Title: Midnight in Broad Daylight: A Japanese American Family Caught Between Two Worlds
Author: Pamela Rotner Sakamoto
Publish Date: January 5th, 2016
Genre: History/Biographical
Reading Format: E-book
Summary (Publisher):
Meticulously researched and beautifully written, Midnight in Broad Daylight is the true story of a Japanese American family that found itself on opposite sides during World War II. An epic tale of family, separation, divided loyalties, love, reconciliation, loss, and redemption, Pamela Rotner Sakamoto’s history is a riveting chronicle of U.S.-Japan relations and of the Japanese experience in America.
Review:
I love history but oddly I don’t love to read about history. I often find them to be a bit boring, or filled with too much information but no story to it. I can count on one hand the number of Nonfiction books I’ve read that I’ve actually finished, Midnight in Broad Daylight being one of them and I loved this book.
It tells the story of the Fukuhara family. Parents born in Japan and immigrants to America, who raise their 5 children in a mixed cultural upbringing filled with the traditions of Japan and the modern aspects of America. The book closely follows the lives of two of the brothers Harry and Frank. Harry is the 3rd child and Frank is his younger brother. After the death of their father and the start of the Great Depression in the United States, the boys who have spent their whole lives in America are moved to Japan by their mother, along with their 3 other siblings, to be closer to family.
Harry vows to return to America the moment they are forced to move and does after he finishes school. He comes back to find that the town he grew up in and the friends he left behind don’t have a lot of interest in him any more, nor does the small town have any jobs to offer during the depression. Moving to Los Angles, Harry bounces from job to job before moving in with a middle aged couple as their house boy. The couple, who have no children of their own, treat Harry as though he were their son. They even take in his sister, Mary, and her young daughter when she shows up after escaping her alcoholic and abusive husband. Then after Pearl Harbor, Harry and Mary are sent to an interment camp until Harry is able to join the United States Army as a translator. Mean while Frank is still in Japan. He is admitted into an elite school where he learns the ideology that heavily influences Imperial Japan. Frank and one of his and Harry’s other brothers, Pierce, are drafted into the Imperial Army.
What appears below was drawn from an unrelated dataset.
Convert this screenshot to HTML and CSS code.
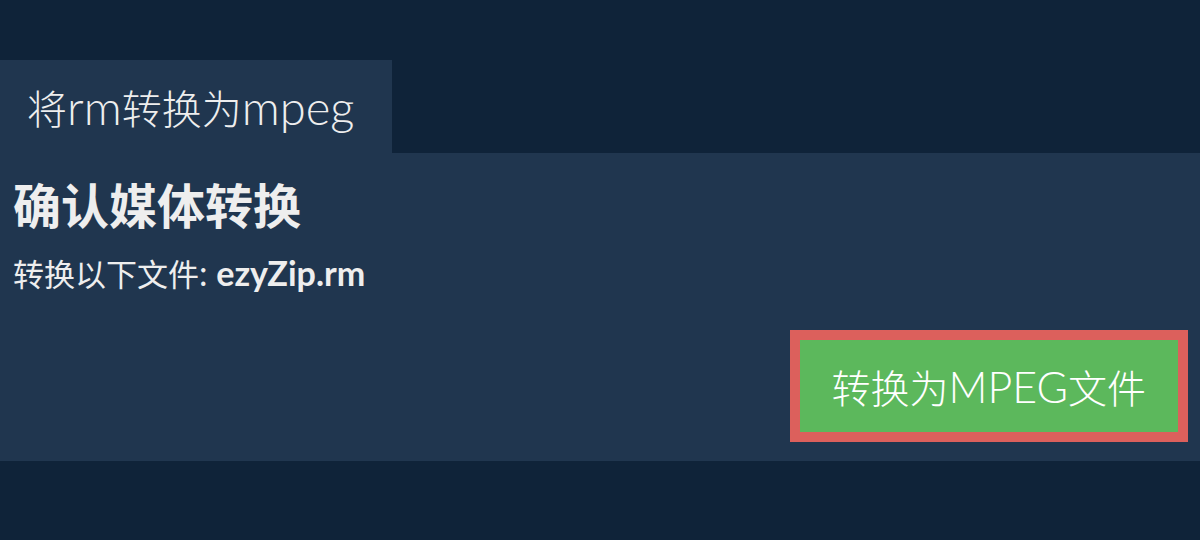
FILE: index.html
```html
<!DOCTYPE html>
<html lang="zh">
<head>
  <meta charset="UTF-8">
  <meta name="viewport" content="width=device-width, initial-scale=1.0">
  <title>将rm转换为mpeg</title>
  <link rel="stylesheet" href="styles.css">
</head>
<body>
  <div class="tabs">
    <div class="tab">将<span class="latin">rm</span>转换为<span class="latin">mpeg</span></div>
  </div>
  <div class="panel">
    <h1 class="title">确认媒体转换</h1>
    <p class="file-line">转换以下文件<span class="latin">: <b class="file-name">ezyZip.rm</b></span></p>
    <div class="actions">
      <button class="convert-btn" type="button">转换为<span class="latin">MPEG</span>文件</button>
    </div>
  </div>
</body>
</html>
```

FILE: styles.css
```css
body {
  margin: 0;
  background-color: #0f2339;
  color: #eeeeee;
  font-family: "Lato", "Noto Sans CJK SC", sans-serif;
}
/* latin runs are drawn a bit larger than the CJK glyphs */
.latin {
  font-size: 1.1em;
}
.tabs {
  padding-top: 60px;
  display: flex;
}
.tab {
  background-color: #20364f;
  height: 93px;
  padding: 0 38px 0 27px;
  display: flex;
  align-items: center;
  font-size: 40px;
  font-weight: 300;
}
.tab .latin {
  font-size: 1.18em;
}
.panel {
  background-color: #20364f;
  padding: 25px 12px 19px 13px;
}
.title {
  margin: 0;
  font-size: 48px;
  line-height: 56px;
  font-weight: 700;
}
.file-line {
  margin: 19px 0 0;
  font-size: 31px;
  line-height: 40px;
}
.file-name {
  font-weight: 700;
}
.actions {
  display: flex;
  justify-content: flex-end;
  margin-top: 36px;
}
.convert-btn {
  background-color: #5cb85c;
  color: #ffffff;
  border: 10px solid #dc605c;
  height: 112px;
  padding: 0 32px;
  font-family: "Lato", "Noto Sans CJK SC", sans-serif;
  font-size: 39px;
  font-weight: 300;
  cursor: pointer;
}
```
Reading the Fukuhara story opened up a whole new world of curiosity for me about Japan, World War II, and cultures here in America. This family’s story was heartbreaking and hopeful all at once, and presented a timely read even though it was experiences the Fukuhara’s went through nearly 75 years ago. As an American I’m often surprised by how our society can be xenophobic because we are a rare group of people as our country is also not our ethnicity but rather built from many different ethnicities. I alone can rattle off a long list of where my heritage comes from just like many others, but somehow we always tend to ignore that when it comes the the new immigrants who make their way to the United States. Midnight in Broad Daylight shows the nastiness of xenophobia but also displays the strength of a family who attempt to move forward even when those around them want to hold them back because of who they are.